The attacks on the U.S. Embassy in Cairo and U.S. Consulate in Benghazi, Libya, this Sept. 11 echoed the worst moments of American impotence in the Middle East. They not only evoked memories of Iranian revolutionaries storming the U.S. Embassy in Tehran almost 33 years ago, but their occurrence on the anniversary of the 9/11 terrorist attacks on New York and Washington further reminded Americans of the deep roots of anti-American rage in the Arab world.
As a result of that terrible Tuesday morning 11 years ago, Americans have spent a decade deeply intertwined in the affairs of the Arab and Muslim worlds. After watching Egyptians tear the Star and Stripes to shreds and Libyans carry Ambassador Christopher Stevens's dead body, they can be forgiven for believing it is now time to come home. How much has the United States invested in Egypt over the last three decades? Was not Benghazi saved in large part because of the bravery and skills of U.S. Air Force pilots? These are the questions Americans are now asking themselves. The U.S. public can be naive about the world, but they are not fools. They understand when they may no longer be welcome.

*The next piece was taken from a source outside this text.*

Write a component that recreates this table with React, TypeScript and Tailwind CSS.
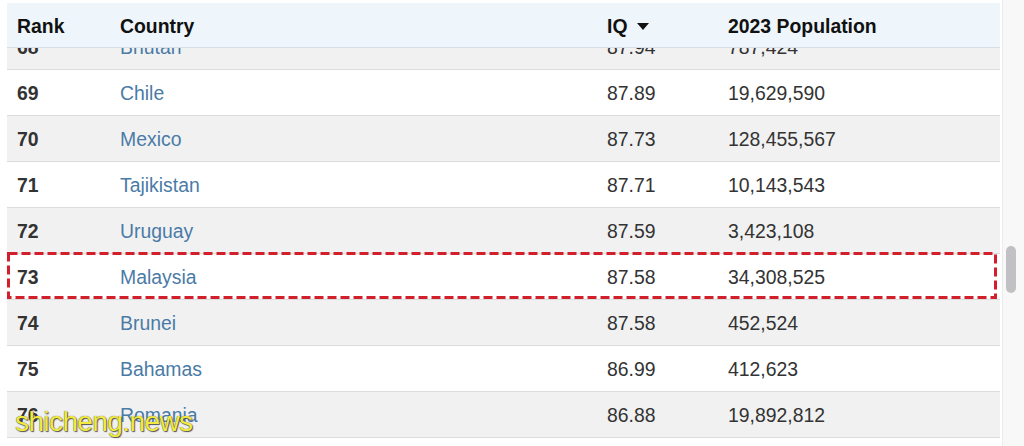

Still, it was Vice President Joe Biden who thundered, "Don't bet against the American people" on the third night of the Democratic National Convention, a sentiment with which virtually all Republicans would reflexively agree. The concept of American exceptionalism is in danger of becoming a political cliché, but who would deny that the United States saved the world from fascism and communism and has been a beacon of freedom and prosperity for people the world over? The two major parties have it right: Despite the background chatter of the America's diminished global stature, the country is uniquely positioned to lead the world and remain the preeminent power in the Middle East.